Python: A versatile programming language widely used in data engineering and analytics.
SQL: Structured Query Language for managing and querying relational databases.
MongoDB: A popular NoSQL database for handling unstructured data.
Apache Spark: A distributed computing system for big data processing and analytics.
Apache Kafka: A distributed event streaming platform for high-performance data pipelines.
Amazon Redshift: A fully managed, petabyte-scale data warehouse service by AWS.
Snowflake: A cloud-based data warehousing and analytics platform.
Amazon Athena: An interactive query service for analyzing data in Amazon S3 using SQL.
BigQuery: Google Cloud's fully managed, serverless data warehouse for analytics.
Tableau: A data visualization and business intelligence tool.
Looker: A business intelligence and big data analytics platform.
Apache Hive: A data warehouse software for reading, writing, and managing large datasets.
Power BI: Microsoft's business analytics service for interactive visualizations.
Segment: A customer data platform for collecting and routing user data.
dbt (data build tool): An open-source tool for analytics engineering and data transformation.
Fivetran: A cloud-based data integration platform for ELT (Extract, Load, Transform) processes.

Concept of Data Engineering

Data engineering basic concepts entail leveraging a set of manual and automated operations to build systems and protocols that support a seamless flow, as well as access to information in an organization. Businesses usually employ specialized talents known as data engineers to perform this duty.

These are some of the key concepts data engineers should be familiar with

Data modeling: The process of creating a conceptual representation of data structures and their relationships within a system.
Data warehouse: A centralized repository that stores structured data from various sources for reporting and analysis.
Data pipelines: A series of processes that move data from one system to another, often involving data extraction, transformation, and loading.
Data lake: A storage repository that holds a vast amount of raw data in its native format until it's needed.
Change Data Capture (CDC): A technique for identifying and capturing changes made to data in a database.
Extract, Transform, Load (ETL): The process of extracting data from sources, transforming it to fit operational needs, and loading it into a target database.

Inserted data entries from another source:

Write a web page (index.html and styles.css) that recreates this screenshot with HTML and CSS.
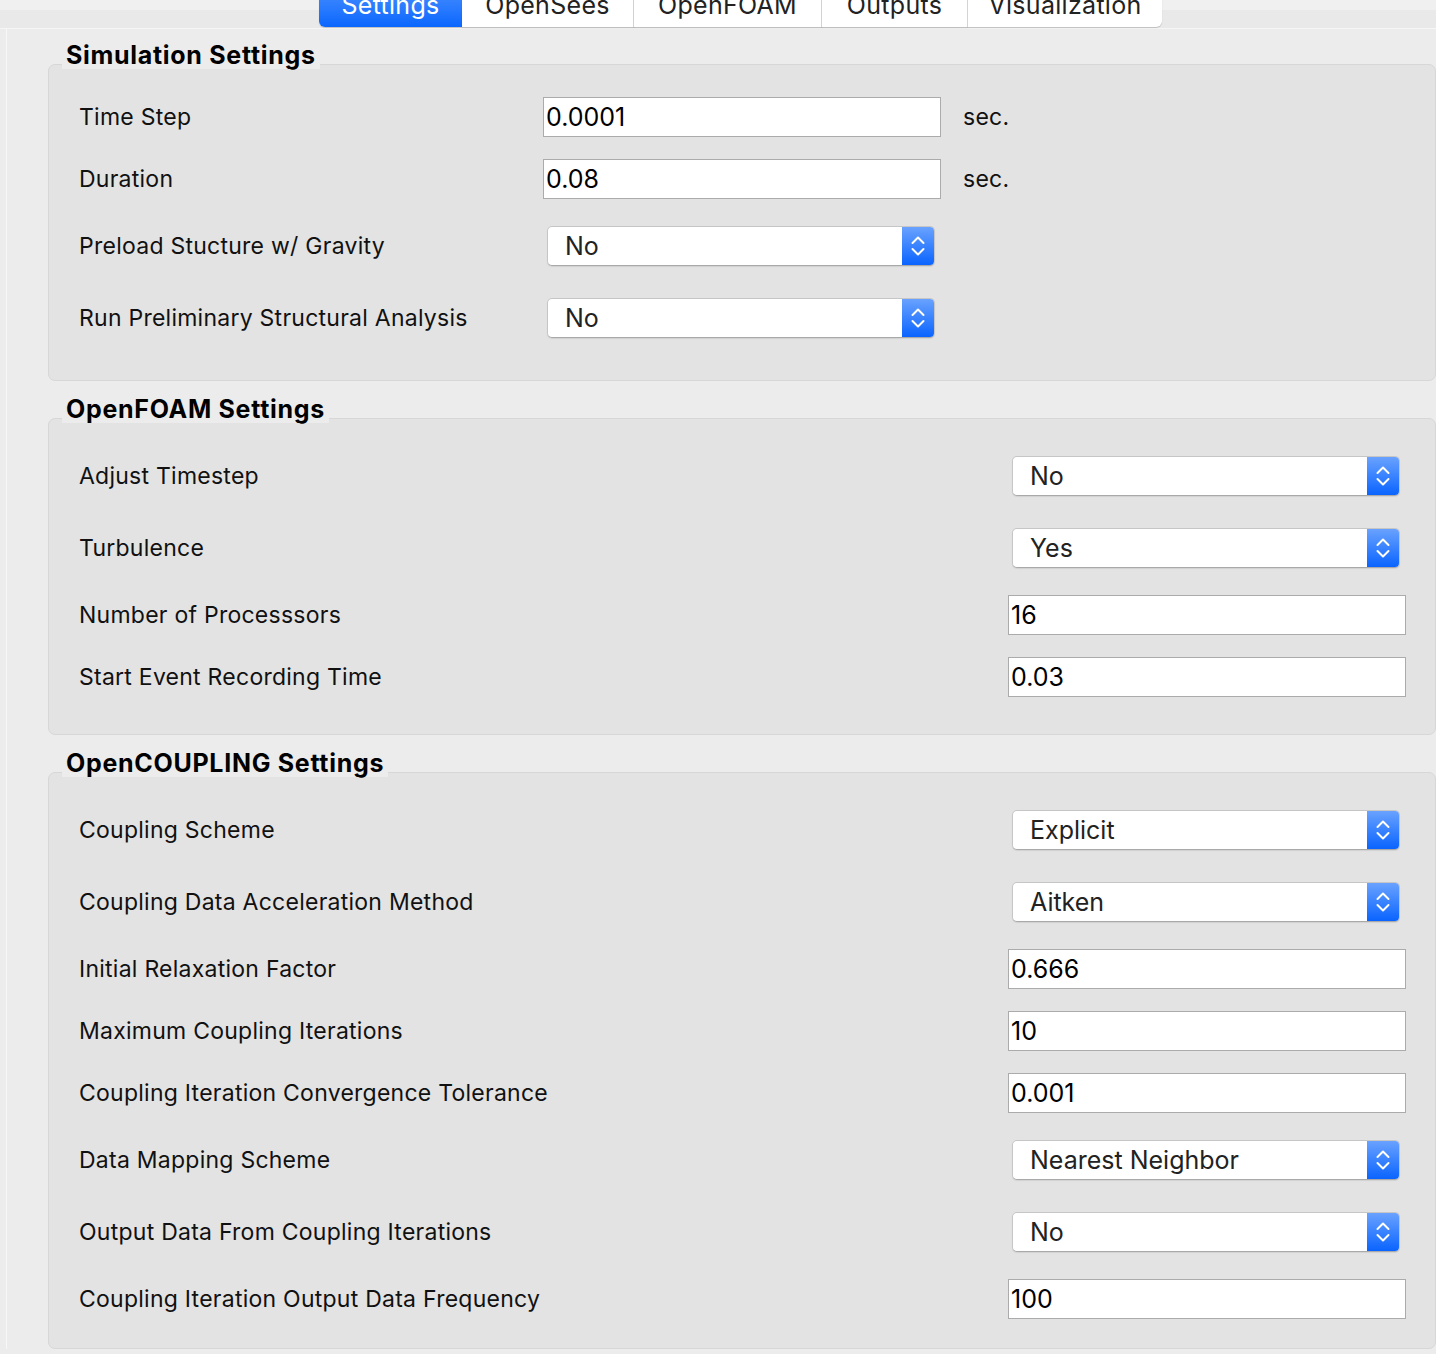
FILE: index.html
```html
<!DOCTYPE html>
<html>
<head>
<meta charset="utf-8">
<title>Settings</title>
<link rel="stylesheet" href="styles.css">
</head>
<body>
<div class="window">
  <div class="tabbar">
    <div class="tabs">
      <div class="tab tab--active tab--settings">Settings</div>
      <div class="tab tab--opensees">OpenSees</div>
      <div class="tab tab--openfoam">OpenFOAM</div>
      <div class="tab tab--outputs">Outputs</div>
      <div class="tab tab--vis">Visualization</div>
    </div>
  </div>
  <div class="panel">
    <section class="group">
      <h2 class="group-title">Simulation Settings</h2>
      <div class="group-box grid-units">
        <div class="label">Time Step</div>
        <div class="field"><input class="text-input" type="text" value="0.0001"></div>
        <div class="unit">sec.</div>

        <div class="label">Duration</div>
        <div class="field"><input class="text-input" type="text" value="0.08"></div>
        <div class="unit">sec.</div>

        <div class="label row-select">Preload Stucture w/ Gravity</div>
        <div class="field row-select"><div class="select"><span class="select-value">No</span><span class="select-btn"><svg width="16" height="28" viewBox="0 0 16 28"><path d="M2.5 11 L8 5.5 L13.5 11 M2.5 17 L8 22.5 L13.5 17" fill="none" stroke="#fff" stroke-width="2" stroke-linecap="round" stroke-linejoin="round"/></svg></span></div></div>
        <div class="unit row-select"></div>

        <div class="label row-select">Run Preliminary Structural Analysis</div>
        <div class="field row-select"><div class="select"><span class="select-value">No</span><span class="select-btn"><svg width="16" height="28" viewBox="0 0 16 28"><path d="M2.5 11 L8 5.5 L13.5 11 M2.5 17 L8 22.5 L13.5 17" fill="none" stroke="#fff" stroke-width="2" stroke-linecap="round" stroke-linejoin="round"/></svg></span></div></div>
        <div class="unit row-select"></div>
      </div>
    </section>

    <section class="group">
      <h2 class="group-title">OpenFOAM Settings</h2>
      <div class="group-box grid-right">
        <div class="label row-select">Adjust Timestep</div>
        <div class="field row-select"><div class="select"><span class="select-value">No</span><span class="select-btn"><svg width="16" height="28" viewBox="0 0 16 28"><path d="M2.5 11 L8 5.5 L13.5 11 M2.5 17 L8 22.5 L13.5 17" fill="none" stroke="#fff" stroke-width="2" stroke-linecap="round" stroke-linejoin="round"/></svg></span></div></div>

        <div class="label row-select">Turbulence</div>
        <div class="field row-select"><div class="select"><span class="select-value">Yes</span><span class="select-btn"><svg width="16" height="28" viewBox="0 0 16 28"><path d="M2.5 11 L8 5.5 L13.5 11 M2.5 17 L8 22.5 L13.5 17" fill="none" stroke="#fff" stroke-width="2" stroke-linecap="round" stroke-linejoin="round"/></svg></span></div></div>

        <div class="label">Number of Processsors</div>
        <div class="field"><input class="text-input" type="text" value="16"></div>

        <div class="label">Start Event Recording Time</div>
        <div class="field"><input class="text-input" type="text" value="0.03"></div>
      </div>
    </section>

    <section class="group">
      <h2 class="group-title">OpenCOUPLING Settings</h2>
      <div class="group-box group-box--last grid-right">
        <div class="label row-select">Coupling Scheme</div>
        <div class="field row-select"><div class="select"><span class="select-value">Explicit</span><span class="select-btn"><svg width="16" height="28" viewBox="0 0 16 28"><path d="M2.5 11 L8 5.5 L13.5 11 M2.5 17 L8 22.5 L13.5 17" fill="none" stroke="#fff" stroke-width="2" stroke-linecap="round" stroke-linejoin="round"/></svg></span></div></div>

        <div class="label row-select">Coupling Data Acceleration Method</div>
        <div class="field row-select"><div class="select"><span class="select-value">Aitken</span><span class="select-btn"><svg width="16" height="28" viewBox="0 0 16 28"><path d="M2.5 11 L8 5.5 L13.5 11 M2.5 17 L8 22.5 L13.5 17" fill="none" stroke="#fff" stroke-width="2" stroke-linecap="round" stroke-linejoin="round"/></svg></span></div></div>

        <div class="label">Initial Relaxation Factor</div>
        <div class="field"><input class="text-input" type="text" value="0.666"></div>

        <div class="label">Maximum Coupling Iterations</div>
        <div class="field"><input class="text-input" type="text" value="10"></div>

        <div class="label">Coupling Iteration Convergence Tolerance</div>
        <div class="field"><input class="text-input" type="text" value="0.001"></div>

        <div class="label row-select">Data Mapping Scheme</div>
        <div class="field row-select"><div class="select"><span class="select-value">Nearest Neighbor</span><span class="select-btn"><svg width="16" height="28" viewBox="0 0 16 28"><path d="M2.5 11 L8 5.5 L13.5 11 M2.5 17 L8 22.5 L13.5 17" fill="none" stroke="#fff" stroke-width="2" stroke-linecap="round" stroke-linejoin="round"/></svg></span></div></div>

        <div class="label row-select">Output Data From Coupling Iterations</div>
        <div class="field row-select"><div class="select"><span class="select-value">No</span><span class="select-btn"><svg width="16" height="28" viewBox="0 0 16 28"><path d="M2.5 11 L8 5.5 L13.5 11 M2.5 17 L8 22.5 L13.5 17" fill="none" stroke="#fff" stroke-width="2" stroke-linecap="round" stroke-linejoin="round"/></svg></span></div></div>

        <div class="label">Coupling Iteration Output Data Frequency</div>
        <div class="field"><input class="text-input" type="text" value="100"></div>
      </div>
    </section>
  </div>
</div>
</body>
</html>
```

FILE: styles.css
```css
* { box-sizing: border-box; }

html, body {
  margin: 0;
  padding: 0;
  background: #ececec;
  overflow: hidden;
}

body {
  font-family: Inter, "Liberation Sans", sans-serif;
  color: #111;
  width: 1436px;
  height: 1354px;
}

.window {
  width: 1436px;
  height: 1354px;
  background: #ececec;
  overflow: hidden;
}

/* ---------- tab bar ---------- */
.tabbar {
  display: flex;
  align-items: flex-start;
  height: 29px;
  background: linear-gradient(#f0f0f0 0 10px, #e9e9e9 10px 28px, #f6f6f6 28px 29px);
  padding-left: 319px;
}

.tabs {
  display: flex;
  height: 40px;
  margin-top: -13px;
  position: relative;
  z-index: 1;
}

.tab {
  height: 40px;
  background: #fff;
  color: #222;
  font-size: 25px;
  letter-spacing: 0.3px;
  line-height: 36px;
  text-align: center;
  overflow: hidden;
  border-right: 1px solid #d8d8d8;
  box-shadow: 0 1px 1px rgba(0,0,0,0.18);
}

.tab--settings { width: 143px; }
.tab--opensees { width: 172px; }
.tab--openfoam { width: 188px; }
.tab--outputs { width: 146px; }
.tab--vis { width: 194px; border-right: none; border-bottom-right-radius: 6px; }

.tab--active {
  background: linear-gradient(#4a8fff, #0b67fe);
  color: #fff;
  border-right: none;
  border-bottom-left-radius: 6px;
}

/* ---------- panel ---------- */
.panel {
  margin-left: 6px;
  padding: 10px 0 0 41px;
  border-left: 1px solid #f7f7f7;
}

.group {
  margin: 0 0 12px 0;
}

.group-title {
  position: relative;
  z-index: 1;
  display: inline-block;
  margin: 0 0 0 14px;
  padding: 0 4px;
  height: 30px;
  line-height: 32px;
  font-size: 25px;
  letter-spacing: 0.7px;
  font-weight: 700;
  color: #000;
  background: #ececec;
}

.group-box {
  width: 1388px;
  margin-top: -5px;
  background: #e3e3e3;
  border: 1px solid #d7d7d7;
  border-radius: 7px;
  padding: 32px 29px 37px 30px;
  display: grid;
  row-gap: 22px;
  align-items: center;
}

.group-box--last { padding-bottom: 29px; }

.grid-units {
  grid-template-columns: 442px 398px 1fr;
  column-gap: 22px;
}

.grid-right {
  grid-template-columns: 1fr 398px;
}

.label,
.unit {
  font-size: 23px;
  letter-spacing: 0.25px;
  color: #111;
  height: 40px;
  line-height: 40px;
}

.row-select { height: 50px; line-height: 50px; }

.field { height: 40px; display: flex; align-items: center; }
.field.row-select { height: 50px; }

.text-input {
  width: 398px;
  height: 40px;
  border: 1px solid #ababab;
  background: #fff;
  padding: 0 2px;
  font-family: Inter, "Liberation Sans", sans-serif;
  font-size: 25px;
  color: #000;
  outline: none;
  margin: 0;
}

.select {
  margin: 0 4px;
  width: 388px;
  height: 40px;
  display: flex;
  background: #fff;
  border: 1px solid #c6c6c6;
  border-bottom-color: #a9a9a9;
  border-radius: 5px;
  box-shadow: 0 1px 1px rgba(0,0,0,0.08);
  overflow: hidden;
}

.select-value {
  flex: 1;
  padding-left: 17px;
  font-size: 25px;
  line-height: 38px;
  color: #222;
}

.select-btn {
  width: 32px;
  display: flex;
  align-items: center;
  justify-content: center;
  background: linear-gradient(#69a2ff, #0a64ff);
}
```
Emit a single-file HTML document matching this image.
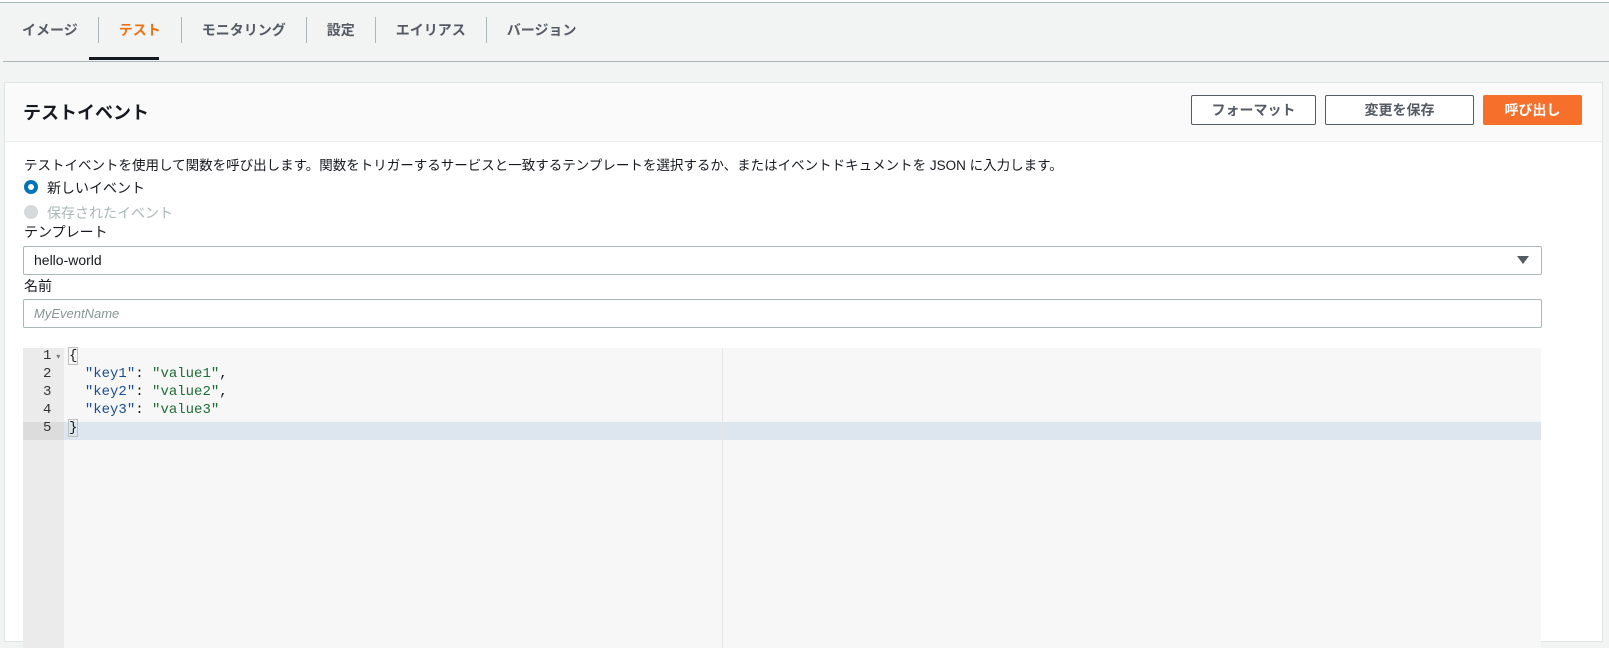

Big data processing: Handling and analyzing large volumes of complex data that traditional data processing software can't manage.
Real-time data: Information that is delivered immediately after collection, allowing for instant analysis and action.
Data security: Protecting digital data from unauthorized access, corruption, or theft throughout its lifecycle.
Data governance: A set of processes, roles, policies, and metrics that ensure the effective and efficient use of information in an organization.
Data streaming: The practice of processing data in real-time as it is generated or received.
Data quality: The measure of how well data serves its intended purpose in a particular context, focusing on accuracy, completeness, consistency, and timeliness.

Data engineers work across various industries, laying the groundwork for data scientists and business analysts to extract meaningful insights that drive decision-making and operational efficiency.